Rather, who was serving as the chief White House correspondent for CBS News at the time, said that he had been a combat correspondent in Vietnam for a year and often had dreams about it.

“There was a certain surrealistic quality to 1968 because of that,” he said.

Rather said he was a father of two young children, politically independent and trying to figure out what it was that he would become known for in the midst of the tumult of 1968. 

Luci Baines Johnson, youngest daughter of former President Lyndon Baines Johnson. Photo by Stephen Spillman for The Texas Tribune

Johnson’s inside perspective

Of the insights shared during the panel, it was Johnson’s perspective that was the most emotional as she talked about her father and what it was like for her family during the war.

“So many people, when they think of the Vietnam War, they say it’s LBJ’s war. I’m here to tell you no one in the world wanted that war less than Lyndon Johnson,” she said. 

Johnson mentioned that her husband at the time and her sister’s husband had both enlisted to go fight, and she said she wanted to talk about the time she spent living in the White House and  “what it’s like to lie in bed at night, not knowing if your husband or your brother-in-law was alive or dead, and the last thing you heard before you went to sleep was, ‘Hey, hey, LBJ, how many boys did you kill today.’”

Johnson said the protests put immense strain on the Johnson family and on the president, and she spoke about the first time she heard her father mention that he was going to announce that he would not run for re-election.

“His health was failing. He had a heart attack when he was 47, on my ninth birthday … and so we had lived under that umbrella of not knowing how long my father had to live. And every male member of his family had died before their 65th birthday,” she said. “And Daddy was scared, desperately scared, that all the pressure – by the way, he was told not to take a job with any pressure … he knew the risks were great that we could have two presidents die, back to back, in office, and he thought that was just too much to ask of the American people. So that weighed on him.”

Johnson said that on one hand, she wanted her father to come home and be with his family, but on the other hand, as her husband’s deployment date drew closer, she began to recognize and trust her father as commander-in-chief.
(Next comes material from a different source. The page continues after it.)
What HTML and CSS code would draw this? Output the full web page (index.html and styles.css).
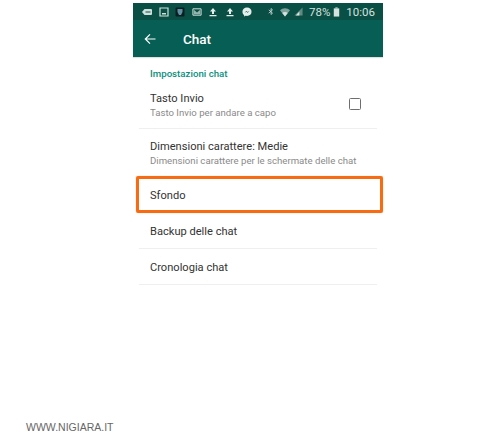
FILE: index.html
```html
<!DOCTYPE html>
<html lang="it">
<head>
<meta charset="utf-8">
<title>Chat</title>
<link rel="stylesheet" href="styles.css">
</head>
<body>
<div class="page">
  <main class="phone">
    <div class="status">
      <div class="status-left">
        <svg class="si" viewBox="0 0 10 8"><path d="M2.5 1H9a1 1 0 0 1 1 1v4a1 1 0 0 1-1 1H2.500L0 4z" fill="#cfe0dc"/><path d="M3.500 3.500h5v1h-5z" fill="#0a4f46"/></svg>
        <svg class="si" viewBox="0 0 10 10"><path d="M1 1h8v8H1z" fill="none" stroke="#cfe0dc" stroke-width="1.200"/><path d="M3 6h4v1.500H3z" fill="#cfe0dc"/></svg>
        <svg class="si" viewBox="0 0 10 10"><rect x="0.500" y="0.500" width="9" height="9" rx="1" fill="#0b1e22"/><path d="M2.500 2h5v3L6 8H4L2.500 5z" fill="#5f8fa0"/></svg>
        <svg class="si" viewBox="0 0 11 10"><path d="M1 1.500h9v7H1z" fill="none" stroke="#cfe0dc" stroke-width="1.100"/><path d="M2 2.500l3.500 3 3.500-3v5H2z" fill="#cfe0dc" opacity=".7"/></svg>
        <svg class="si" viewBox="0 0 10 10"><path d="M5 1L8 4.500H6V7H4V4.500H2zM1.500 8h7v1.200h-7z" fill="#e4eeeb"/></svg>
        <svg class="si" viewBox="0 0 10 10"><path d="M5 1L8 4.500H6V7H4V4.500H2zM1.500 8h7v1.200h-7z" fill="#e4eeeb"/></svg>
        <svg class="si" viewBox="0 0 11 11"><path d="M5.500.500C8.500.500 10.500 2.500 10.500 5.200S8.500 9.800 5.500 9.800c-.6 0-1.100-.1-1.600-.2L2.300 10.500V8.800C1.100 8 .5 6.700.5 5.200.5 2.500 2.500.500 5.500.500z" fill="#e4eeeb"/><path d="M2.800 6.300l2-2 1.300 1.200 2.100-1.200-2 2-1.300-1.200z" fill="#0a4f46"/></svg>
      </div>
      <div class="status-right">
        <svg class="sb" viewBox="0 0 8 10"><path d="M1 2.800l5 4.400L4 9V1l2 1.800-5 4.400" fill="none" stroke="#d5e2df" stroke-width="1"/></svg>
        <svg class="sw" viewBox="0 0 12 11"><path d="M6 10.500L.5 3.500C3.500.500 8.500.500 11.500 3.500z" fill="#7fa39b"/><path d="M6 10.500L3 6.500C4.500 5 7.500 5 9 6.500z" fill="#d5e2df"/></svg>
        <svg class="sn" viewBox="0 0 10 10"><path d="M9.500.500V9.500H.5z" fill="#5f8a80"/><path d="M6 5v4.500H2z" fill="#d5e2df"/></svg>
        <span class="pct">78%</span>
        <svg class="bat" viewBox="0 0 7 11"><path d="M2.200.500h2.600v1H2.200z" fill="#d5e2df"/><path d="M.5 1.500h6v9h-6z" fill="#d5e2df"/></svg>
        <span class="time">10:06</span>
      </div>
    </div>
    <header class="toolbar">
      <svg class="back" viewBox="0 0 12 12"><path d="M11.500 6H1.500M6 1.300L1.300 6 6 10.700" fill="none" stroke="#fff" stroke-width="1.200"/></svg>
      <h1 class="title">Chat</h1>
    </header>
    <h2 class="section">Impostazioni chat</h2>
    <section class="list">
      <div class="row row-two">
        <div class="texts">
          <div class="primary">Tasto Invio</div>
          <div class="secondary">Tasto Invio per andare a capo</div>
        </div>
        <span class="check"></span>
      </div>
      <div class="row row-dim">
        <div class="texts">
          <div class="primary">Dimensioni carattere: Medie</div>
          <div class="secondary">Dimensioni carattere per le schermate delle chat</div>
        </div>
      </div>
      <div class="row row-one row-marked"><div class="primary">Sfondo</div></div>
      <div class="row row-one"><div class="primary">Backup delle chat</div></div>
      <div class="row row-one"><div class="primary">Cronologia chat</div></div>
    </section>
  </main>
  <footer class="credit">WWW.NIGIARA.IT</footer>
</div>
</body>
</html>
```

FILE: styles.css
```css
* { box-sizing: border-box; }
html, body { margin: 0; padding: 0; background: #fff; }
.page { width: 500px; height: 440px; padding-top: 3px; display: flex; flex-direction: column; }
.phone { width: 250px; margin-left: 133px; font-family: Roboto, "Liberation Sans", sans-serif; }
.status { height: 17px; background: #0a4f46; display: flex; align-items: center; justify-content: space-between; padding: 0 8px 0 9px; }
.status-left { display: flex; align-items: center; gap: 6.600px; }
.status-right { display: flex; align-items: center; color: #d5e2df; font-size: 11.500px; }
.si { width: 10px; height: 10px; display: block; }
.sb { width: 6px; height: 9px; margin-right: 5px; }
.sw { width: 12px; height: 10px; margin-right: 3px; }
.sn { width: 9px; height: 9px; margin-right: 6px; }
.pct { margin-right: 3px; }
.bat { width: 7px; height: 10px; margin-right: 6px; }
.toolbar { height: 37px; background: #075e54; display: flex; align-items: center; padding-left: 11px; box-shadow: 0 1px 1px rgba(0,0,0,.12); }
.back { width: 12px; height: 12px; display: block; margin-right: 27px; }
.title { margin: 0; padding-top: 1px; font-size: 13.500px; font-weight: 500; color: #fff; }
.section { margin: 0; padding: 11px 0 0 17px; height: 28px; font-size: 9.700px; line-height: 12px; font-weight: 500; color: #0a8f7c; }
.list { display: flex; flex-direction: column; }
.row { margin: 0 6px; display: flex; align-items: center; justify-content: space-between; padding: 0 11px; border-bottom: 1px solid #efefef; position: relative; }
.row-two { height: 44px; padding-bottom: 3px; }
.row-dim { height: 48px; border-bottom: 0; padding-top: 1px; }
.row-one { height: 36px; padding-top: 2px; }
.primary { font-size: 11.100px; line-height: 14px; color: #333; }
.secondary { font-size: 9.640px; line-height: 13px; color: #8a8a8a; }
.texts { display: flex; flex-direction: column; }
.check { width: 12px; height: 12px; border: 1.500px solid #6e6e6e; border-radius: 1.500px; margin: 0 5px 2px 0; }
.row-marked { border-bottom: 0; }
.row-marked::after { content: ""; position: absolute; left: -3px; right: -6px; top: -1px; bottom: 0; border: 3px solid #f76b12; border-radius: 2px; box-shadow: 0 0 1px rgba(247,107,18,.6); }
.credit { margin: auto 0 0 26px; padding-bottom: 6px; font-family: "Liberation Sans", Arial, sans-serif; font-size: 10.500px; line-height: 13px; color: #666; }
```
Then, in late March, the president told the family that he intended to announce that he would not run for re-election.

“My world was in total upheaval,” Johnson said, growing emotional “... I think that was happening in so many families – from one perspective you felt one thing, and from another perspective you felt another thing, and what you felt most of all was that you had no control over anything.”

Johnson said that when her father announced his decision not to run, he hesitated in the middle of his speech, and she briefly thought that meant he had changed his mind.
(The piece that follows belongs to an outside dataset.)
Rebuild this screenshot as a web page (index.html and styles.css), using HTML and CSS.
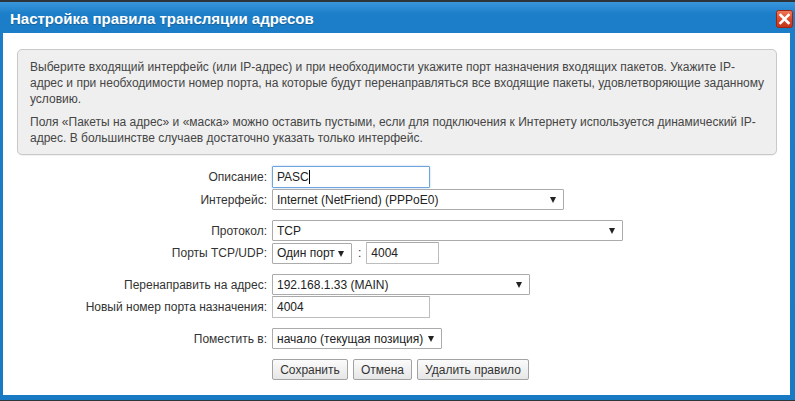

“And then of course when he began to speak again ... the decision had been made,” she said. “And as he spoke, I literally could see the weight of the world lifting off of his shoulders so that part of me who loved him and wanted him home … was comforted, and the part of me that was scared silly about the fact that my husband was about to go to war was terrified.
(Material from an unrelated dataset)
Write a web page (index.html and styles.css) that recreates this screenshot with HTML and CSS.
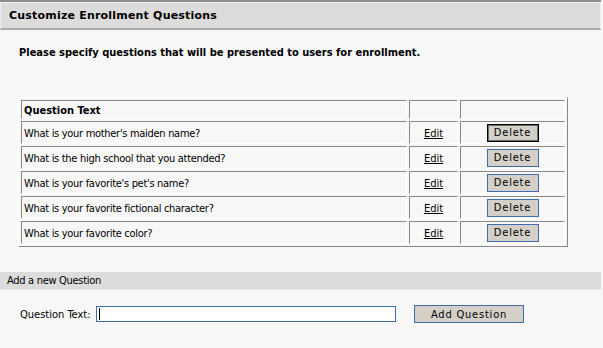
FILE: index.html
```html
<!DOCTYPE html>
<html>
<head>
<meta charset="utf-8">
<title>Customize Enrollment Questions</title>
<link rel="stylesheet" href="styles.css">
</head>
<body>
<div class="page-header">
  <div class="page-header-inner">Customize Enrollment Questions</div>
</div>
<p class="intro">Please specify questions that will be presented to users for enrollment.</p>
<table class="questions">
  <tr class="head-row">
    <th class="col-text">Question Text</th>
    <th class="col-edit"></th>
    <th class="col-del"></th>
  </tr>
  <tr>
    <td class="col-text">What is your mother's maiden name?</td>
    <td class="col-edit"><a href="#" class="edit">Edit</a></td>
    <td class="col-del"><button class="btn btn-default" type="button">Delete</button></td>
  </tr>
  <tr>
    <td class="col-text">What is the high school that you attended?</td>
    <td class="col-edit"><a href="#" class="edit">Edit</a></td>
    <td class="col-del"><button class="btn" type="button">Delete</button></td>
  </tr>
  <tr>
    <td class="col-text">What is your favorite's pet's name?</td>
    <td class="col-edit"><a href="#" class="edit">Edit</a></td>
    <td class="col-del"><button class="btn" type="button">Delete</button></td>
  </tr>
  <tr>
    <td class="col-text">What is your favorite fictional character?</td>
    <td class="col-edit"><a href="#" class="edit">Edit</a></td>
    <td class="col-del"><button class="btn" type="button">Delete</button></td>
  </tr>
  <tr>
    <td class="col-text">What is your favorite color?</td>
    <td class="col-edit"><a href="#" class="edit">Edit</a></td>
    <td class="col-del"><button class="btn" type="button">Delete</button></td>
  </tr>
</table>
<div class="section-band">Add a new Question</div>
<div class="add-form">
  <label class="add-label" for="qtext">Question Text:</label>
  <span class="input-box" id="qtext"><span class="caret"></span></span>
  <button class="btn btn-add" type="button">Add Question</button>
</div>
</body>
</html>
```
FILE: styles.css
```css
html, body {
  margin: 0;
  padding: 0;
  background: #f7f7f7;
}
body {
  font-family: "DejaVu Sans Condensed", "DejaVu Sans", sans-serif;
  font-size: 11px;
  letter-spacing: -0.3px;
  color: #000;
  width: 603px;
  height: 348px;
  overflow: hidden;
}
.page-header {
  width: 601px;
  border-top: 2px solid #8c8c8c;
}
.page-header-inner {
  box-sizing: border-box;
  height: 28px;
  background: #dcdcdc;
  border-top: 1px solid #f2f2f2;
  border-left: 1px solid #ececec;
  border-right: 1px solid #f0f0f0;
  border-bottom: 2px solid #ababab;
  padding-left: 8px;
  line-height: 25px;
  font-family: "DejaVu Sans", sans-serif;
  font-weight: bold;
  letter-spacing: 0.2px;
}
.intro {
  margin: 16px 0 0 19px;
  font-weight: bold;
  letter-spacing: 0;
  line-height: 13px;
  height: 13px;
}
.questions {
  margin: 38px 0 0 18px;
  border-collapse: separate;
  border-spacing: 2px;
  table-layout: fixed;
  width: 550px;
  border-top: 1px solid #ffffff;
  border-left: 1px solid #ffffff;
  border-right: 1px solid #888888;
  border-bottom: 1px solid #888888;
}
.questions th,
.questions td {
  box-sizing: border-box;
  border-top: 1px solid #888888;
  border-left: 1px solid #888888;
  border-right: 1px solid #ffffff;
  border-bottom: 1px solid #ffffff;
  padding: 1px 0 0 2px;
  height: 23px;
  text-align: left;
  white-space: nowrap;
}
.questions .head-row th {
  height: 19px;
  font-weight: bold;
  letter-spacing: 0;
}
.questions .col-text { width: 386px; }
.questions .col-edit { width: 49px; text-align: center; padding: 1px 0 0 0; }
.questions .col-del { width: 105px; text-align: center; padding: 0; }
.edit {
  color: #000;
  text-decoration: underline;
  letter-spacing: 0;
}
.btn {
  box-sizing: border-box;
  font-family: "DejaVu Sans Condensed", "DejaVu Sans", sans-serif;
  font-size: 11px;
  letter-spacing: 0.8px;
  color: #000;
  background: #d4d0c8;
  border: 1px solid #3d6db0;
  border-radius: 0;
  padding: 0;
  margin: 0;
  height: 18px;
  width: 52px;
  line-height: 15px;
  vertical-align: middle;
}
.btn-default {
  border-color: #000;
  box-shadow: inset 0 0 0 1px #6a6a6a;
}
.section-band {
  margin-top: 25px;
  width: 601px;
  height: 18px;
  box-sizing: border-box;
  background: #dcdcdc;
  padding-left: 7px;
  line-height: 17px;
  border-bottom: 1px solid #ebebeb;
}
.add-form {
  display: flex;
  align-items: center;
  margin: 15px 0 0 20px;
  height: 18px;
}
.add-label {
  width: 76px;
  letter-spacing: 0;
}
.input-box {
  box-sizing: border-box;
  width: 300px;
  height: 16px;
  background: #ffffff;
  border: 1px solid #3d6db0;
  display: flex;
  align-items: center;
  padding-left: 2px;
}
.caret {
  display: block;
  width: 1px;
  height: 12px;
  background: #000;
}
.btn-add {
  margin-left: 18px;
  width: 110px;
  height: 18px;
}
```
“... It was such a traumatizing time for all of us,” she continued. “But if I had the chance to let the world know how much Lyndon Johnson did not want that war, how much he wanted to bring all the men and women home safely, that would mean the world to me. Because that’s how strongly he felt. When he came home, he grew his hair long, and he said to anybody who would listen, ‘I wanted them to know, I hated it, too.’ Because it was affecting his domestic policy so very much and pulling our people apart, which is the last thing in the world that he wanted.”